Ce qu'ils en pensent

Trois promoteurs commentent le Programme d'appui à l'acquisition résidentielle de la Ville de Montréal.

> Laurence Vincent, coprésidente, Prével

«N'importe quoi qui favorise l'accès à la propriété, on est favorable. Mais il faut faire attention de ne pas donner d'une main et retirer de l'autre. Dans le neuf, à Montréal, la taxe de 10 % de frais de parc s'est ajustée à la valeur marchande des terrains. Une redevance de 10 $ le pied carré pour le REM s'est ajoutée aux projets à proximité. Et on parle d'une contribution plus élevée pour les logements sociaux, abordables et familiaux. Or, chaque demande fait augmenter le prix de l'habitation neuve. Pourquoi sont-ce seulement les acheteurs de condos montréalais qui subventionnent les plus démunis? Le logement social devrait être un projet de société.»

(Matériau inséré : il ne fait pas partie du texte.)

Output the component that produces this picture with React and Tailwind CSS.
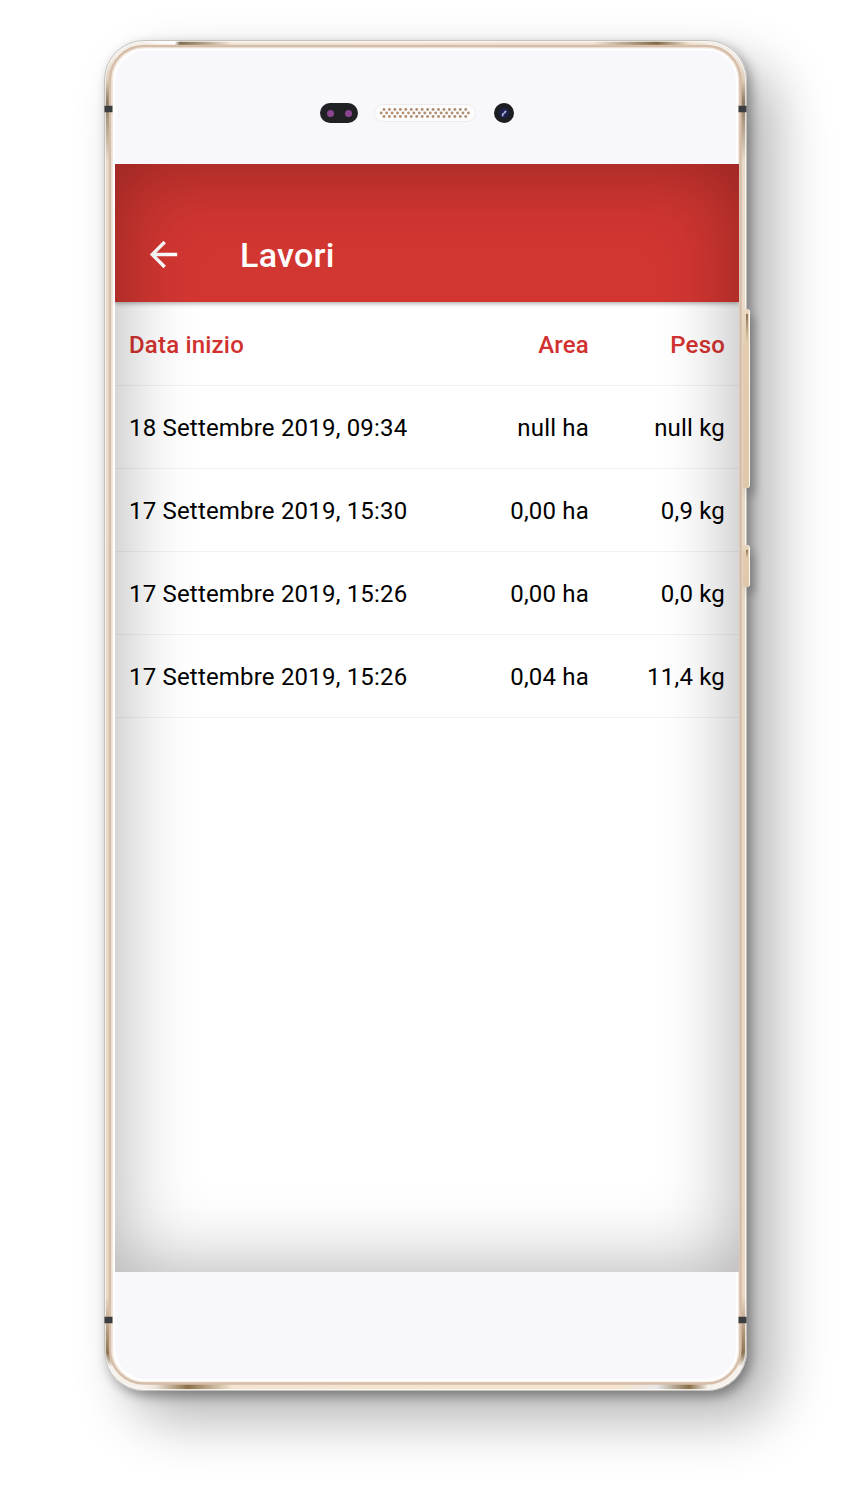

> Stéphane Côté, président, DevMcGill

«Toutes les contributions exigées, comme l'augmentation de la taxe de parc, la taxe pour le REM et la hausse du nombre d'unités abordables, passant de 15 % à 20 %, ont un coût. Si 60 % du logement doit être subventionné, qu'il soit social, abordable ou destiné à des familles, et que le promoteur doit payer tout cela, la facture sera forcément refilée aux 40 % restants. Aider l'acheteur directement est une bonne chose pour enlever le fardeau sur la classe moyenne. C'est plus pertinent d'aider directement les personnes qui en ont besoin, avec des critères de sélection et de qualification. Bravo. C'est la meilleure solution.»

> Simon G. Boyer, confondateur, associé principal, Knightsbridge

«C'est bien comme programme. Sa bonification permet à des gens d'acheter dans certains de nos projets. Le prix maximal des propriétés neuves admissibles est majoré de 5000 $, en plus, quand la certification LEED est visée. Financer les acheteurs directement est la bonne approche. La Ville de Montréal contrôle à qui elle donne une aide financière. Elle s'assure que l'argent va aux personnes qui se qualifient et en ont besoin. Imposer des contraintes aux promoteurs, cela ne marche pas. Nous n'avons pas de contrôle sur ceux qui achètent nos unités. Ce n'est pas notre rôle.»